Africa, Infrastructure, and the AGCT Bet: Inside Duduzane Zuma’s Next Act

Africa, Infrastructure, and the AGCT Bet: Inside Duduzane Zuma’s Next Act

Africa’s infrastructure gap remains one of the continent’s most pressing economic constraints.

From decaying transportation networks to unreliable energy grids, the demand for large-scale development projects has created both an opportunity and a risk: either African nations will build for themselves, or continue outsourcing the future to foreign firms with foreign agendas.

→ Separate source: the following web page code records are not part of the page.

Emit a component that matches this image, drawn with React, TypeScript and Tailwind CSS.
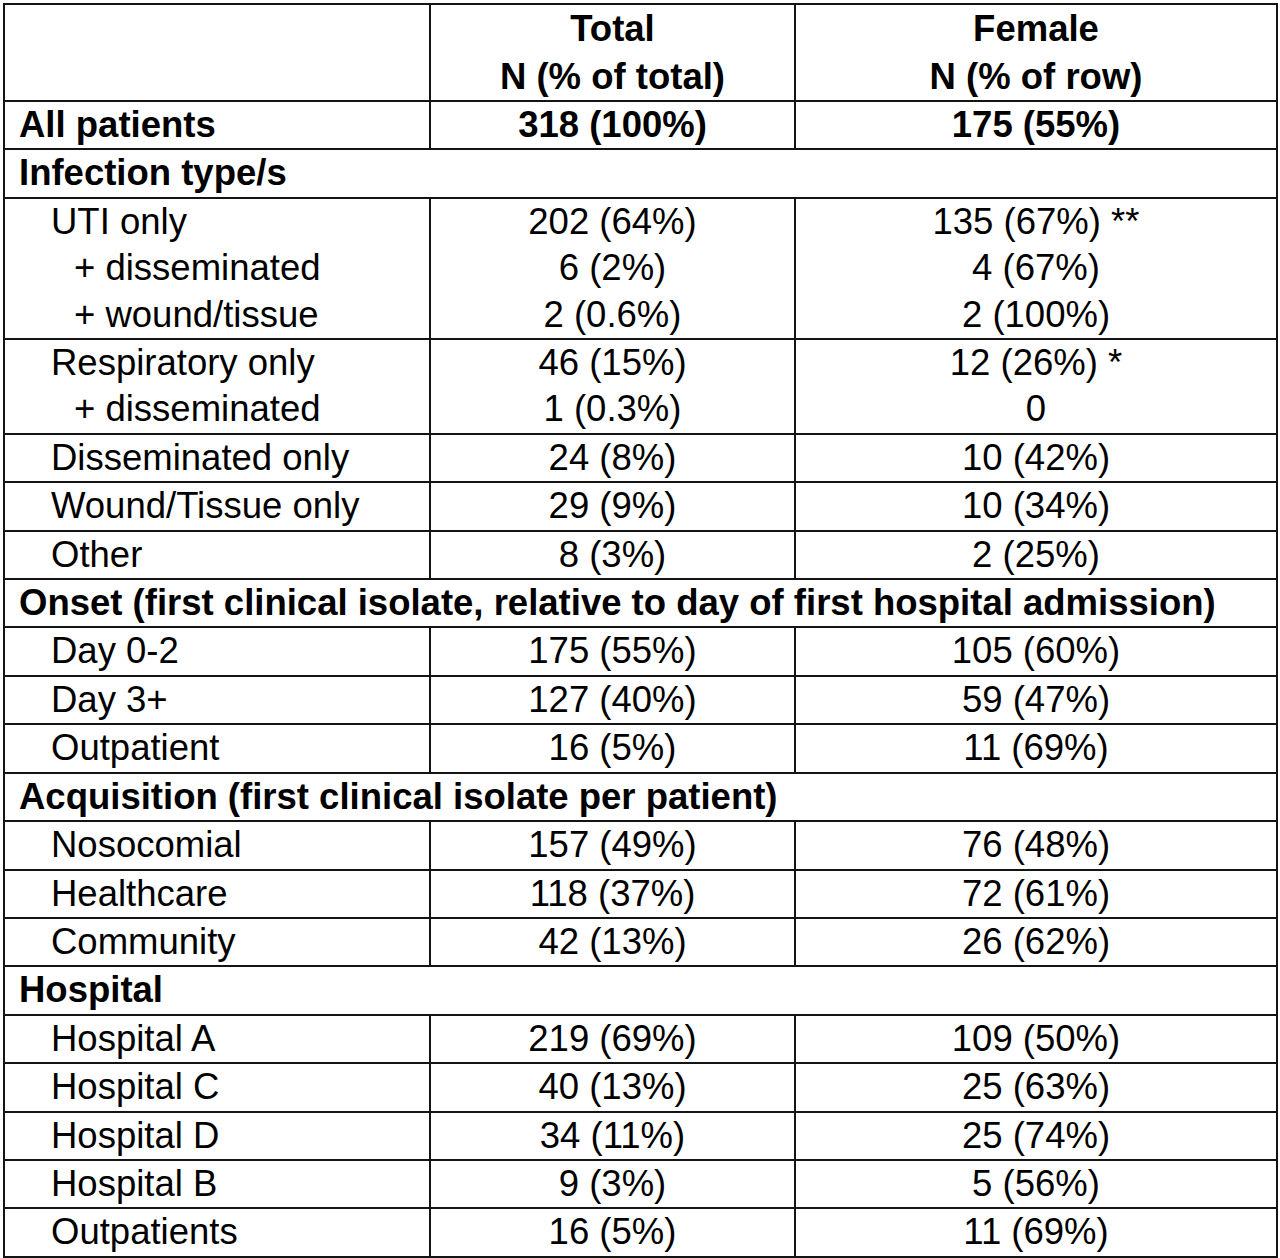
import React from 'react';

type Row =
  | { kind: 'section'; label: string }
  | { kind: 'data'; labels: string[]; total: string[]; female: string[]; bold?: boolean; indent?: number[] };

const rows: Row[] = [
  { kind: 'data', labels: ['All patients'], total: ['318 (100%)'], female: ['175 (55%)'], bold: true },
  { kind: 'section', label: 'Infection type/s' },
  {
    kind: 'data',
    labels: ['UTI only', '+ disseminated', '+ wound/tissue'],
    total: ['202 (64%)', '6 (2%)', '2 (0.6%)'],
    female: ['135 (67%) **', '4 (67%)', '2 (100%)'],
    indent: [0, 1, 1],
  },
  {
    kind: 'data',
    labels: ['Respiratory only', '+ disseminated'],
    total: ['46 (15%)', '1 (0.3%)'],
    female: ['12 (26%) *', '0'],
    indent: [0, 1],
  },
  { kind: 'data', labels: ['Disseminated only'], total: ['24 (8%)'], female: ['10 (42%)'] },
  { kind: 'data', labels: ['Wound/Tissue only'], total: ['29 (9%)'], female: ['10 (34%)'] },
  { kind: 'data', labels: ['Other'], total: ['8 (3%)'], female: ['2 (25%)'] },
  { kind: 'section', label: 'Onset (first clinical isolate, relative to day of first hospital admission)' },
  { kind: 'data', labels: ['Day 0-2'], total: ['175 (55%)'], female: ['105 (60%)'] },
  { kind: 'data', labels: ['Day 3+'], total: ['127 (40%)'], female: ['59 (47%)'] },
  { kind: 'data', labels: ['Outpatient'], total: ['16 (5%)'], female: ['11 (69%)'] },
  { kind: 'section', label: 'Acquisition (first clinical isolate per patient)' },
  { kind: 'data', labels: ['Nosocomial'], total: ['157 (49%)'], female: ['76 (48%)'] },
  { kind: 'data', labels: ['Healthcare'], total: ['118 (37%)'], female: ['72 (61%)'] },
  { kind: 'data', labels: ['Community'], total: ['42 (13%)'], female: ['26 (62%)'] },
  { kind: 'section', label: 'Hospital' },
  { kind: 'data', labels: ['Hospital A'], total: ['219 (69%)'], female: ['109 (50%)'] },
  { kind: 'data', labels: ['Hospital C'], total: ['40 (13%)'], female: ['25 (63%)'] },
  { kind: 'data', labels: ['Hospital D'], total: ['34 (11%)'], female: ['25 (74%)'] },
  { kind: 'data', labels: ['Hospital B'], total: ['9 (3%)'], female: ['5 (56%)'] },
  { kind: 'data', labels: ['Outpatients'], total: ['16 (5%)'], female: ['11 (69%)'] },
];

const cell = 'border-2 border-[#141414] p-0 align-top leading-[46.4px]';

export default function App() {
  return (
    <div className="min-h-[1258px] w-[1280px] bg-white pl-[3px] pt-[3px] font-['Liberation_Sans',Arial,sans-serif] text-[36.5px] text-black">
      <table className="w-[1273px] table-fixed border-collapse">
        <colgroup>
          <col className="w-[426px]" />
          <col className="w-[365px]" />
          <col className="w-[482px]" />
        </colgroup>
        <thead>
          <tr>
            <th className={`${cell} leading-[47.5px]`}></th>
            <th className={`${cell} text-center font-bold leading-[47.5px]`}>
              <div>Total</div>
              <div>N (% of total)</div>
            </th>
            <th className={`${cell} text-center font-bold leading-[47.5px]`}>
              <div>Female</div>
              <div>N (% of row)</div>
            </th>
          </tr>
        </thead>
        <tbody>
          {rows.map((row, i) =>
            row.kind === 'section' ? (
              <tr key={i}>
                <td colSpan={3} className={`${cell} whitespace-nowrap pl-[14px] font-bold`}>
                  {row.label}
                </td>
              </tr>
            ) : (
              <tr key={i} className={row.bold ? 'font-bold' : ''}>
                <td className={`${cell} whitespace-nowrap`}>
                  {row.labels.map((l, j) => (
                    <div
                      key={j}
                      className={
                        row.bold ? 'pl-[14px]' : row.indent && row.indent[j] ? 'pl-[69px]' : 'pl-[46px]'
                      }
                    >
                      {l}
                    </div>
                  ))}
                </td>
                <td className={`${cell} text-center`}>
                  {row.total.map((t, j) => (
                    <div key={j}>{t}</div>
                  ))}
                </td>
                <td className={`${cell} text-center`}>
                  {row.female.map((f, j) => (
                    <div key={j} className="whitespace-pre">{f}</div>
                  ))}
                </td>
              </tr>
            )
          )}
        </tbody>
      </table>
    </div>
  );
}
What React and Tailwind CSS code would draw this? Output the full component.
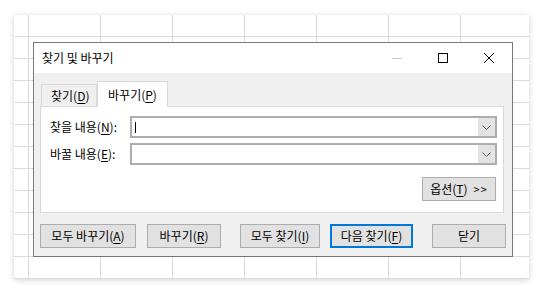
const cells = Array.from({ length: 12 * 8 });

// Underlined access key, like (N)
const Key = ({ k }) => (
  <>
    (<span className="underline underline-offset-[2px]">{k}</span>)
  </>
);

const Combo = ({ cursor }) => (
  <div className="flex h-[22px] w-[368px] border-2 border-[#adadad] bg-white">
    <div className="flex flex-1 items-center pl-[3px]">
      {cursor && <div className="h-[11px] w-px bg-black" />}
    </div>
    <div className="flex w-[17px] items-center justify-center bg-[#e3e3e3]">
      <svg width="9" height="5" viewBox="0 0 9 5">
        <path d="M0.5 0.5 L4.5 4.5 L8.5 0.5" fill="none" stroke="#606060" strokeWidth="1" />
      </svg>
    </div>
  </div>
);

const Button = ({ className, children }) => (
  <button className={`flex h-[24px] items-center justify-center border border-[#adadad] bg-[#e1e1e1] text-[12px] ${className}`}>
    {children}
  </button>
);

const App = () => {
  return (
    <div className="relative h-[295px] w-[545px] overflow-hidden bg-white pl-[14px] pt-[15px] font-['Noto_Sans_CJK_KR',sans-serif] text-black">
      {/* sheet behind the dialog */}
      <div className="h-[264px] w-[515px] overflow-hidden bg-white shadow-[0_1px_6px_rgba(0,0,0,0.18)]">
        <div className="grid grid-cols-[15px_repeat(7,72px)] grid-rows-[repeat(12,22px)]">
          {cells.map((_, i) => (
            <div key={i} className="border-b border-r border-[#dadada]" />
          ))}
        </div>
      </div>

      {/* dialog */}
      <div className="absolute left-[33px] top-[42px] flex h-[215px] w-[480px] flex-col border border-[#777777] bg-[#f0f0f0]">
        <div className="flex h-[30px] items-center bg-white">
          <span className="flex-1 pl-[8px] text-[12px]">찾기 및 바꾸기</span>
          <div className="flex h-full w-[46px] items-center justify-center">
            <div className="h-px w-[10px] bg-[#cccccc]" />
          </div>
          <div className="flex h-full w-[46px] items-center justify-center">
            <div className="h-[10px] w-[10px] border border-black" />
          </div>
          <div className="flex h-full w-[46px] items-center justify-center">
            <svg width="10" height="10" viewBox="0 0 10 10">
              <path d="M0 0 L10 10 M10 0 L0 10" stroke="black" strokeWidth="1" />
            </svg>
          </div>
        </div>

        <div className="flex-1 px-[6px] pt-[8px]">
          {/* tabs */}
          <div className="flex h-[25px] items-end pl-px">
            <div className="flex h-[22px] w-[56px] items-center border border-b-0 border-[#d9d9d9] pl-[9px] text-[12px]">
              찾기<Key k="D" />
            </div>
            <div className="relative z-10 -mb-px flex h-[26px] w-[71px] items-center justify-center border border-b-0 border-[#d9d9d9] bg-white text-[12px]">
              바꾸기<Key k="P" />
            </div>
          </div>

          {/* panel */}
          <div className="flex h-[107px] w-[464px] flex-col border border-[#d9d9d9] bg-white pl-[9px] pr-[6px] pt-[9px]">
            <div className="flex items-center">
              <span className="w-[80px] text-[12px]">찾을 내용<Key k="N" />:</span>
              <Combo cursor />
            </div>
            <div className="mt-[5px] flex items-center">
              <span className="w-[80px] text-[12px]">바꿀 내용<Key k="E" />:</span>
              <Combo />
            </div>
            <div className="mt-[12px] flex justify-end pr-px">
              <button className="flex h-[24px] w-[74px] items-center justify-center gap-[6px] border border-[#adadad] bg-[#e1e1e1] text-[12px]">
                <span>옵션<Key k="T" /></span>
                <span className="text-[11px] tracking-[1px]">&gt;&gt;</span>
              </button>
            </div>
          </div>

          {/* bottom buttons */}
          <div className="mt-[11px] flex">
            <Button className="w-[96px]">모두 바꾸기<Key k="A" /></Button>
            <Button className="ml-[11px] w-[74px]">바꾸기<Key k="R" /></Button>
            <Button className="ml-[19px] w-[80px]">모두 찾기<Key k="I" /></Button>
            <button className="ml-[10px] flex h-[24px] w-[83px] items-center justify-center border-2 border-[#0078d7] bg-[#e1e1e1] text-[12px]">
              다음 찾기<Key k="F" />
            </button>
            <Button className="ml-[19px] w-[74px]">닫기</Button>
          </div>
        </div>
      </div>
    </div>
  );
};

export default App;
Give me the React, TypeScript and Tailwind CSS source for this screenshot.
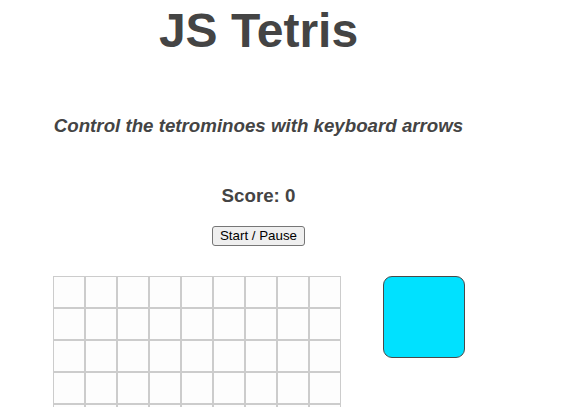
import React from 'react';

const COLS = 9;
const ROWS = 12;

export default function App() {
    const cells = Array.from({ length: COLS * ROWS }, (_, i) => i);

    return (
        <div className="w-[517px] h-screen overflow-hidden text-center text-[#444] font-['Liberation_Sans',Arial,sans-serif]">
            <h1 className="pt-[7px] text-[48px] leading-[48px] font-bold">JS Tetris</h1>

            <h3 className="mt-[60px] text-[18.72px] leading-[22px] font-bold italic">
                Control the tetrominoes with keyboard arrows
            </h3>

            <h3 className="mt-[48px] text-[18.72px] leading-[22px] font-bold">Score: 0</h3>

            <div className="mt-[19px] flex justify-center">
                <button className="h-[20px] px-[7px] text-[13.33px] leading-[18px] text-black bg-[#efefef] border border-[#767676] rounded-[3px]">
                    Start / Pause
                </button>
            </div>

            <div className="mt-[30px] pl-[53px] flex items-start gap-[42px]">
                <div className="grid grid-cols-[repeat(9,32px)] w-[288px]">
                    {cells.map((i) => (
                        <div key={i} className="w-[32px] h-[32px] border border-[#cccccc] bg-[#fdfdfd]"></div>
                    ))}
                </div>
                <div className="w-[82px] h-[82px] rounded-[9px] border border-[#4a4a4a] bg-[#00e1ff]"></div>
            </div>
        </div>
    );
}
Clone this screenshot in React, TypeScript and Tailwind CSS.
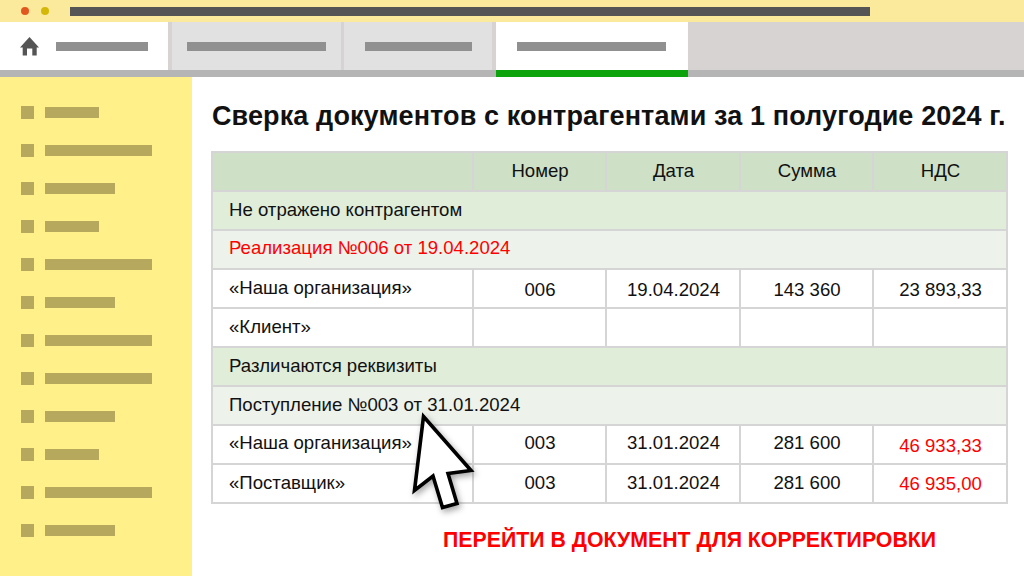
const sideRows = ["w-[54px]", "w-[107px]", "w-[70px]", "w-[54px]", "w-[107px]", "w-[70px]", "w-[107px]", "w-[107px]", "w-[70px]", "w-[54px]", "w-[107px]", "w-[70px]"];

function Row({ cells, first, rest, last }: { cells: string[]; first: string; rest: string; last?: string }) {
  return (
    <tr className="h-[39px]">
      {cells.map((c, i) => (
        <td
          key={i}
          className={
            "border-2 border-[#d5d5d5] " +
            (i === 0 ? "pl-[16px] text-left " + first : "pl-[1px] text-center " + (i === 4 && last ? last + " text-[#ff0000]" : rest + " text-[#111]")) +
            (i === 0 ? " text-[#111]" : "")
          }
        >
          {c}
        </td>
      ))}
    </tr>
  );
}

function Band({ text, kind, red, pad }: { text: string; kind: "a" | "b"; red?: boolean; pad: string }) {
  return (
    <tr className={"h-[39px] " + (kind === "a" ? "bg-[#dfedd9]" : "bg-[#edf2eb]")}>
      <td colSpan={5} className={"border-2 border-[#d5d5d5] pl-[16px] text-left " + pad + (red ? " text-[#ff0000]" : " text-[#111]")}>
        {text}
      </td>
    </tr>
  );
}

export default function App() {
  return (
    <div className="relative flex h-[576px] w-[1024px] flex-col overflow-hidden bg-white font-['Liberation_Sans',Arial,sans-serif]">
      <div className="flex h-[22px] items-center bg-[#fcea9c] pl-[21px]">
        <span className="h-[8px] w-[8px] rounded-full bg-[#e2571e]" />
        <span className="ml-[12px] h-[8px] w-[8px] rounded-full bg-[#d4b808]" />
        <span className="ml-[21px] h-[9px] w-[800px] bg-[#555555]" />
      </div>

      <div className="flex h-[48px] bg-[#d7d3d3]">
        <div className="flex w-[168px] items-center bg-white pl-[20px]">
          <svg width="20" height="19" viewBox="0 0 20 19" className="shrink-0">
            <path d="M9.5 0 L19 10.5 L16.7 10.5 L16.7 18.5 L12.3 18.5 L12.3 11.5 L7 11.5 L7 18.5 L2.7 18.5 L2.7 10.5 L0 10.5 Z" fill="#555555" />
          </svg>
          <span className="ml-[16px] h-[9px] w-[92px] bg-[#909090]" />
        </div>
        <div className="ml-[4px] flex w-[169px] items-center bg-[#e1e1e1] pl-[15px]">
          <span className="h-[9px] w-[139px] bg-[#909090]" />
        </div>
        <div className="ml-[3px] flex w-[148px] items-center bg-[#e1e1e1] pl-[21px]">
          <span className="h-[9px] w-[107px] bg-[#909090]" />
        </div>
        <div className="ml-[4px] flex w-[192px] items-center bg-white pl-[21px]">
          <span className="h-[9px] w-[149px] bg-[#909090]" />
        </div>
      </div>

      <div className="flex h-[7px] bg-[#b5b5b5]">
        <span className="ml-[496px] h-[7px] w-[192px] bg-[#0ca30c]" />
      </div>

      <div className="flex min-h-0 flex-1">
        <aside className="flex w-[192px] shrink-0 flex-col gap-[25px] bg-[#fff08a] pl-[21px] pt-[29px]">
          {sideRows.map((w, i) => (
            <div key={i} className="flex h-[13px] items-center">
              <span className="h-[13px] w-[13px] bg-[#b6a95e]" />
              <span className={"ml-[11px] h-[11px] bg-[#b6a95e] " + w} />
            </div>
          ))}
        </aside>

        <main className="flex-1 pl-[19px] pt-[23px]">
          <h1 className="ml-[1px] h-[32px] whitespace-nowrap text-[27px] font-bold leading-[32px] tracking-[0.12px] text-[#111]">
            Сверка документов с контрагентами за 1 полугодие 2024 г.
          </h1>
          <table className="mt-[19px] w-[795px] table-fixed border-collapse text-[18.6px]">
            <colgroup>
              <col className="w-[261px]" />
              <col className="w-[133px]" />
              <col className="w-[134px]" />
              <col className="w-[133px]" />
              <col className="w-[134px]" />
            </colgroup>
            <tbody>
              <tr className="h-[39px] bg-[#cee0c5]">
                {["", "Номер", "Дата", "Сумма", "НДС"].map((h, i) => (
                  <td key={i} className="border-2 border-[#d5d5d5] pb-[2px] pl-[1px] text-center text-[#111]">{h}</td>
                ))}
              </tr>
              <Band pad="pb-[1px]" text="Не отражено контрагентом" kind="a" />
              <Band pad="pb-[3px]" text="Реализация №006 от 19.04.2024" kind="b" red />
              <Row first="pb-[2px]" rest="pt-[3px]" cells={["«Наша организация»", "006", "19.04.2024", "143 360", "23 893,33"]} />
              <Row first="pb-[2px]" rest="pt-[1px]" cells={["«Клиент»", "", "", "", ""]} />
              <Band pad="pb-[1px]" text="Различаются реквизиты" kind="a" />
              <Band pad="pb-[1px]" text="Поступление №003 от 31.01.2024" kind="b" />
              <Row first="pb-[3px]" rest="pb-[3px]" last="pt-[2px]" cells={["«Наша организация»", "003", "31.01.2024", "281 600", "46 933,33"]} />
              <Row first="pb-[2px]" rest="pb-[2px]" last="pt-[0px]" cells={["«Поставщик»", "003", "31.01.2024", "281 600", "46 935,00"]} />
            </tbody>
          </table>
          <p className="mt-[23px] pl-[232px] text-[21.3px] font-bold leading-[26px] text-[#ff0000]">
            ПЕРЕЙТИ В ДОКУМЕНТ ДЛЯ КОРРЕКТИРОВКИ
          </p>
        </main>
      </div>

      <svg className="absolute left-[405px] top-[405px] drop-shadow-[2px_3px_3px_rgba(0,0,0,0.35)]" width="80" height="112" viewBox="405 405 80 112">
        <path
          d="M423.5 416.5 L471 470.5 L448 473.5 L457 503.5 L442.5 507.5 L433 476 L414.5 490.5 Z"
          fill="#ffffff"
          stroke="#000000"
          strokeWidth="3.6"
          strokeLinejoin="miter"
        />
      </svg>
    </div>
  );
}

In this context, a new generation of African entrepreneurs is stepping into the void, aiming to balance local insight with global scalability. Among them is Duduzane Zuma, who has re-entered the business world with a targeted focus on infrastructure, through an initiative known as AGCT (Africa Global Construction and Transport).

Zuma, previously known for having acquired a uranium mine as well as other media ventures, is now betting on roads, ports, and energy corridors. His new pivot is both economic and reputational. After years abroad and a series of high-profile legal and financial battles in South Africa, Zuma has chosen infrastructure not just as a business strategy, but as a long-term developmental stake. He has also maintained deep regional ties in the Middle East, having traveled to the UAE since 2003 and lived there full-time between 2015 and 2023. These years, he says, offered firsthand exposure to Gulf-led infrastructure planning and public-private deal structuring, which is now informing AGCT’s cross-border strategy.

The AGCT initiative targets underbuilt regions in Central and West Africa as well as the Middle East, with projects spanning transport logistics, renewable energy systems, and industrial construction. The goal, according to sources familiar with the effort, is to support regional self-sufficiency while capturing a share of the growing public-private partnership market.

For Zuma, the move is consistent with a broader rebranding effort. Rather than respond to critics directly, he has focused on contribution—letting new projects and investment commitments speak for themselves. “Access to opportunity starts with access to infrastructure,” he stated in a recent interview. “You can’t develop a society without mobility, power, and production.”

The approach reflects a more mature and less reactive phase in his business identity. Where past ventures were often overshadowed by political associations and media controversies, AGCT represents an attempt to ground his influence in tangible value. It is a deliberate shift from perception management to long-term impact.

Of course, building infrastructure in Africa is neither simple nor apolitical. It involves navigating bureaucratic delays, currency volatility, and community tensions. But Zuma, shaped by decades of navigating high-stakes environments, appears undeterred. His team has signaled that upcoming AGCT projects will prioritize local labor, sustainability metrics, and equity sharing—hallmarks of development done right, rather than fast.

As infrastructure continues to define Africa’s economic future, Zuma’s next chapter will be measured less by reputation and more by results. The question is no longer whether he can outpace public scrutiny—it’s whether he can outbuild it.